Now That’s What I Call…

Diary date: 23rd February, 1986

Having never been much of a shopper, it’s rare for my diary to mention things I may have bought at the time. But I made an exception on this date in 1986 and recorded with great excitement that I had belatedly added the cassettes of “Now That’s What I Call Music 3” to the others in my collection. For obvious reasons, I’m going to ignore the fact that the series has just reached number 87.

At the time, ‘Now!‘ felt ridiculously revolutionary. Companies like K-Tel and Ronco had been advertising and releasing ‘Various Artists’ compilations since the 70’s, but the tracks they had access to meant that you largely bought the records for the sake of two or three songs – or that you were buying material that already felt dated.

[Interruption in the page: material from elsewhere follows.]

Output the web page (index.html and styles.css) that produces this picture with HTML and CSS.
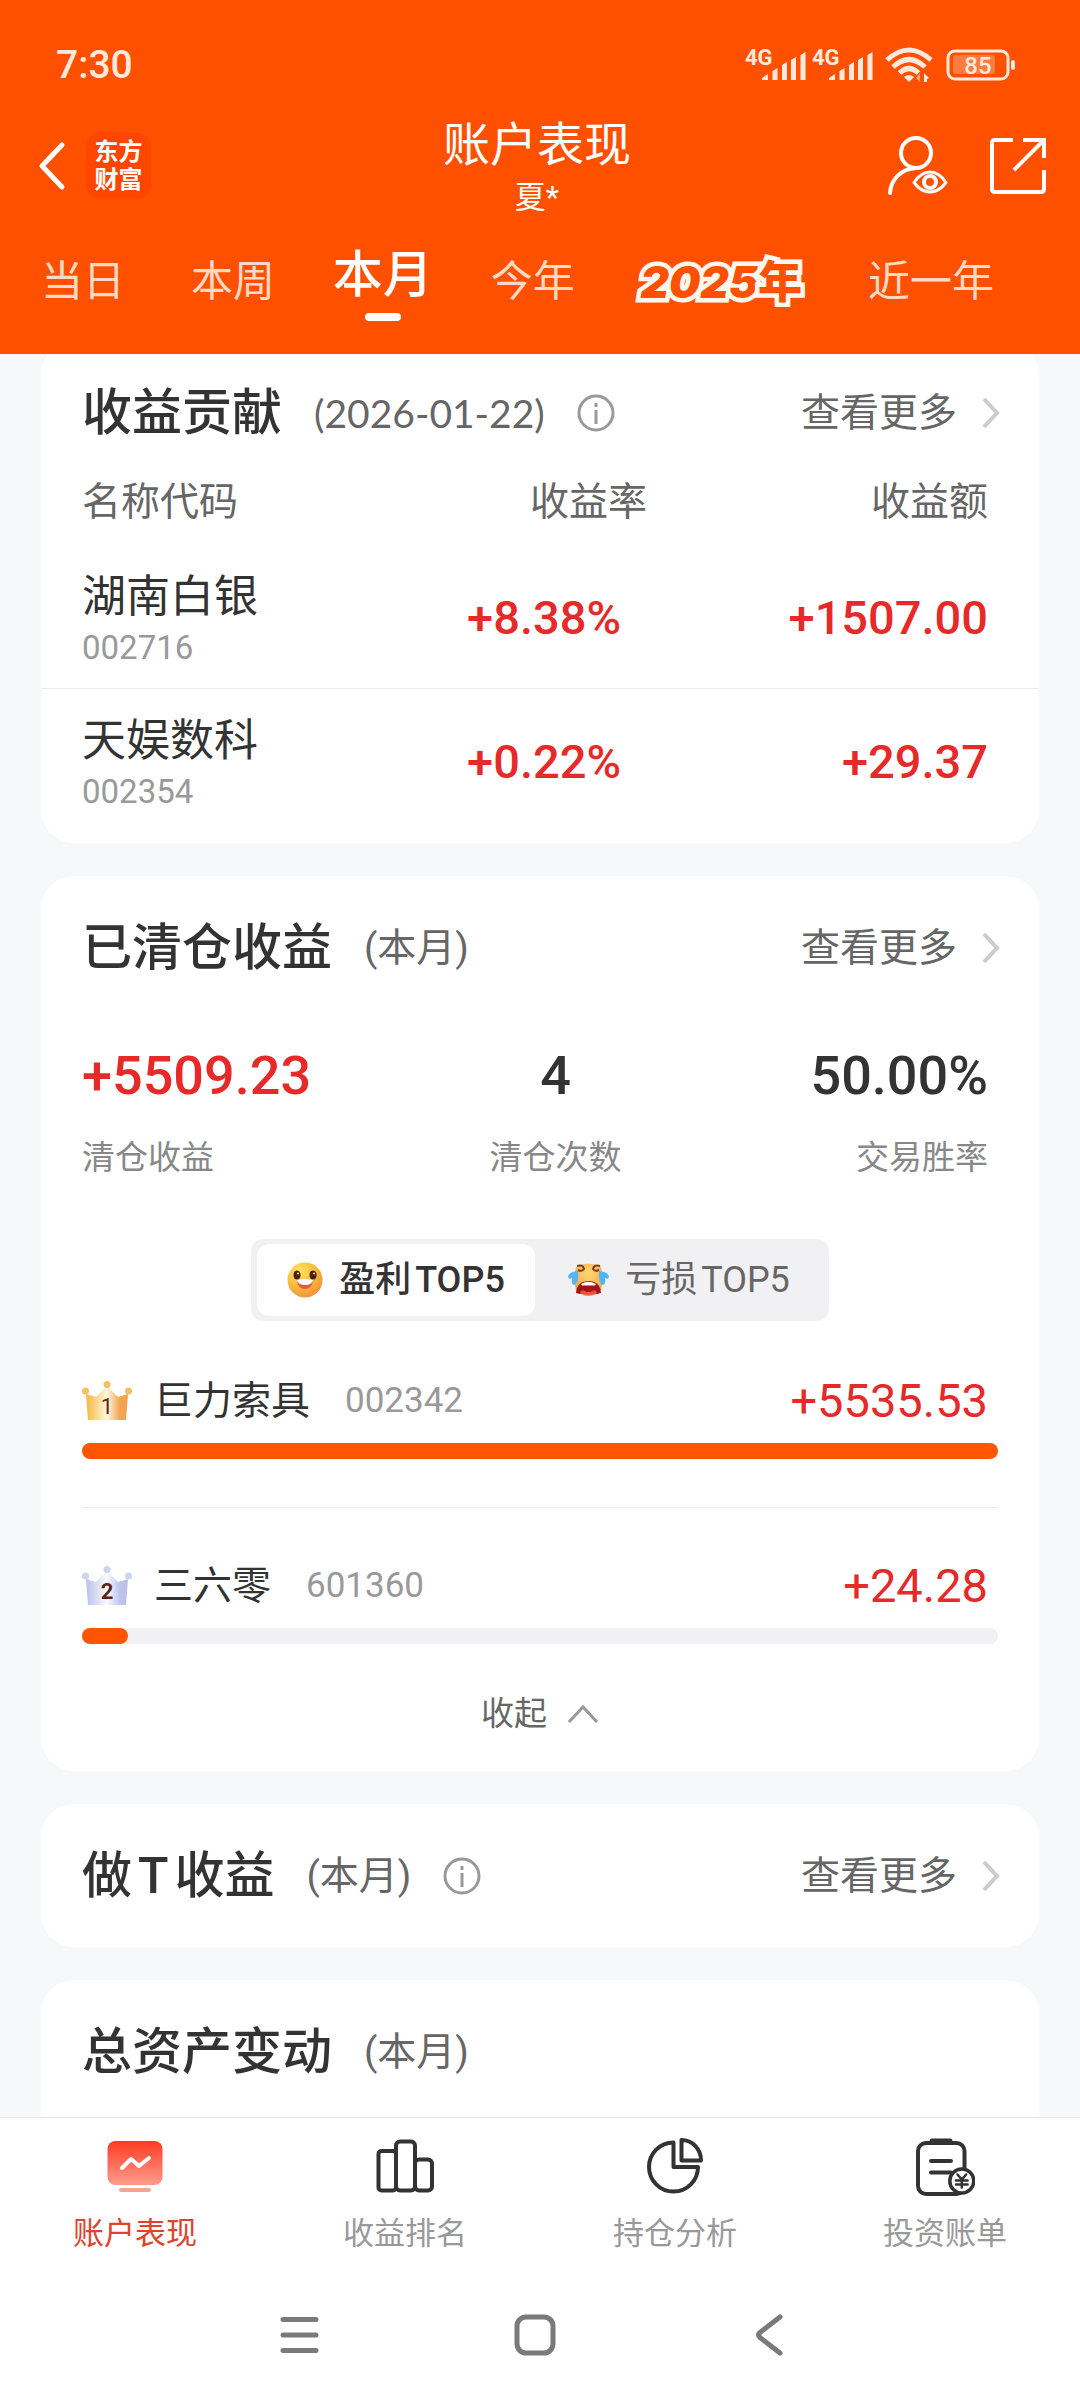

‘Now!’ was the first time two major labels – EMI and Virgin – had joined forces, and the result was a track list that was much more representative of the charts at the time. Not only that, but a combination of slick operations and genuine enthusiasm seemed to turn around each new ‘Now!’ more and more quickly. We started buying them as relatively representative of current music rather than out of a sense of retrospective nostalgia.

The other advantage of ‘Now!’ was the instant boost that it gave your mix tapes. Having previously spent hours on Sunday evenings with a microphone up against the radio – making excruciatingly poor quality recordings of Radio 1‘s chart show – ‘Now!’ gave you both high quality and a half-decent choice. Songs you hadn’t liked first time around were suddenly more appealing just because they were easily available.

With its numerous spin-offs – genre-specific editions, computer games, karaoke, quizzes, retrospectives, even its own TV channel – and its ability to react to market and technological change, ‘Now!’ has been a consistent thirty-year success story. The brand has adapted to survive the introduction of reproducible formats like CDs and MP3s, the advent of mass personal storage in the form of MP3 players, and the impact of peer-to-peer file sharing services such as Napster. As such, it stands in marked contrast to the music business as a whole, an industry which spent years in denial of the fact that – whether it was desirable or not – digital music distribution had changed everything.